On September 16, 2010, OPM announced that it was encouraging federal agencies to use the new DOL medical certification forms WH-380E (for the employee's own serious health condition) and WH-380F (for the serious health condition of covered family members). OPM explained that it was encouraging the switch to the newer DOL forms because the WH-380 was set to expire on September 30, 2010.
Comment: The announcement constitutes a reversal by the OPM. When the DOL initially issued the revised medical certification forms OPM counseled agencies to continue using the old WH-380. The reason: the DOL was able to revise the medical certification forms to allow employers to secure additional information because the DOL revised the underlying regulations governing the content of medical information that an employer may require from an employee to substantiate the need for FMLA leave. Because OPM did not similarly modify the underlying Title II medical certification content regulations, OPM correctly felt that the use of the new DOL forms would result in an employer securing more medical information than was permitted by OPM regulations.
Agencies that follow the OPM's advice and use the revised DOL forms are taking a risk. OPM has not revised the regulations governing the permissible content of a serious health condition medical certification. As such, existing OPM regulations do not permit an agency to require all of the medical information contained on the revised DOL forms. Again, the new DOL forms allow an employer to secure additional medical information BECAUSE the DOL modified the underlying medical certification content regulations. OPM has not modified its underlying medical certification content regulations. The regulations continue to prohibit an agency from securing medical information other than what is specifically permitted by the Title II regulations. See 5 CFR 630.1207.
It is frankly unclear to me how OPM can counsel agencies to use the new DOL forms when, as OPM initially recognized, such use will result in securing more medical information than is currently permitted by OPM's medical certification content regulations. Moreover, it is highly likely that an agency would not fair well if it denied FMLA leave and/or took disciplinary action because an employee submitted a certification that conformed to the OPM medical certification content regulations, but did not include all of the information on the more expansive new DOL forms.
The expiration of the WH-380 does not justify the use of the new DOL forms until OPM changes its underlying medical certification content regulations. It is unclear what the OPM means when it says that the WH-380 is set to expire. Maybe that means the the DOL has set some sort of expiration date. In any event, since the use of the WH-380 is permissive, not mandatory, the fact that DOL has set an expiration date is not controlling for OPM. Nor does it change the reality that OPM has not changed the underlying medical certification content regulations.
I also understand that OPM has opined that it intends to change its medical certification content regulations to conform with the DOL- which would permit the use of the new DOL forms. It is waiting, however, for the DOL to make some additional changes to the Title I FMLA regulations. OPM's intention to change the medical certification regulations is not, however, a legally valid justification to begin using the new forms now as if the regulation has been changed! The OPM's intention to change the Title II regulations at some unknown point in the future will not be a viable defense to a claim that use of the revised DOL certification forms violates Title II of the FMLA as it, in fact, exists. Agencies are bound by regulations that are in effect, not those that have been proposed, and certainly not those that are merely contemplated.

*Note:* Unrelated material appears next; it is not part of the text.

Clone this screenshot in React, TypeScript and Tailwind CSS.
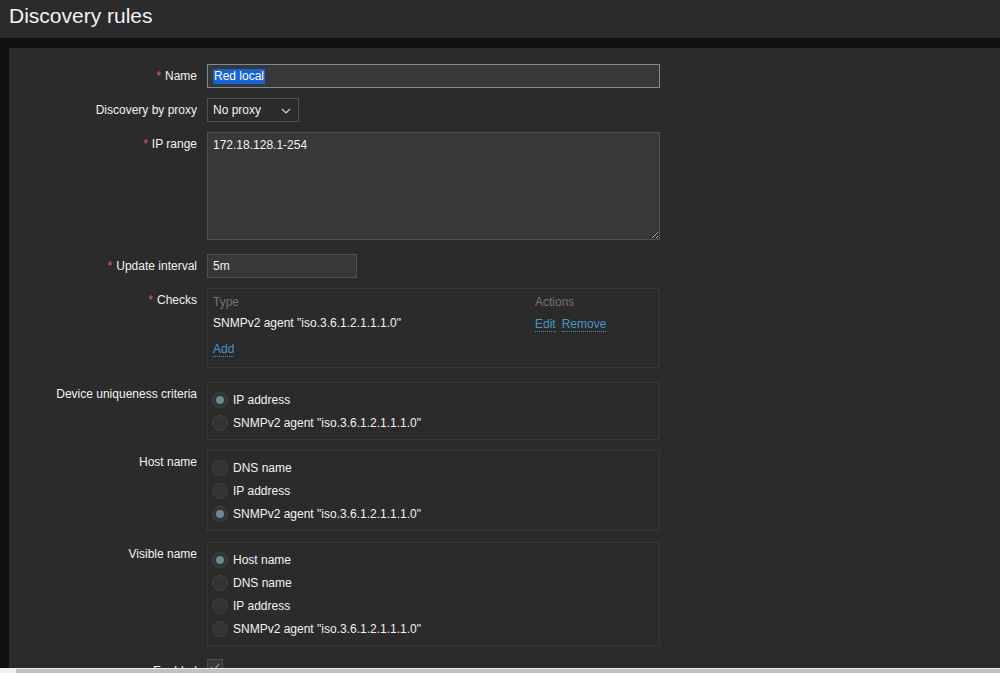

In addition to violating the content prescriptions of the effective Title II regulations, OPM's guidance places agencies in jeopardy of violating the Rehabilitation Act/ADA. The Rehab Act places restrictions on the medical information that an employer may require an employee to provide. Without the imprimatur of the FMLA, agencies that require Title II employee's to use the new DOL forms may well be found to have required medical information without sufficient business need, thereby violating the ADA/Rehabilitation Act.
Agencies would be better off continuing to use the WH-380 until OPM revises its current medical certification content regulations. Alternatively, agencies should have legal counsel review the new DOL forms against the existing OPMregulations (5 CFR 630.1207) to ensure compliance with the Title II medical certification content prescriptions. Agencies might consider modifying the new DOL forms to take out any questions that appear to exceed the scope of the existing Title II content prescriptions.
Agencies that blindly follow the OPM's advice and adopt the new DOL medical certification forms may be inviting an avalanche of grievances and disability discrimination claims. My advice: proceed with caution!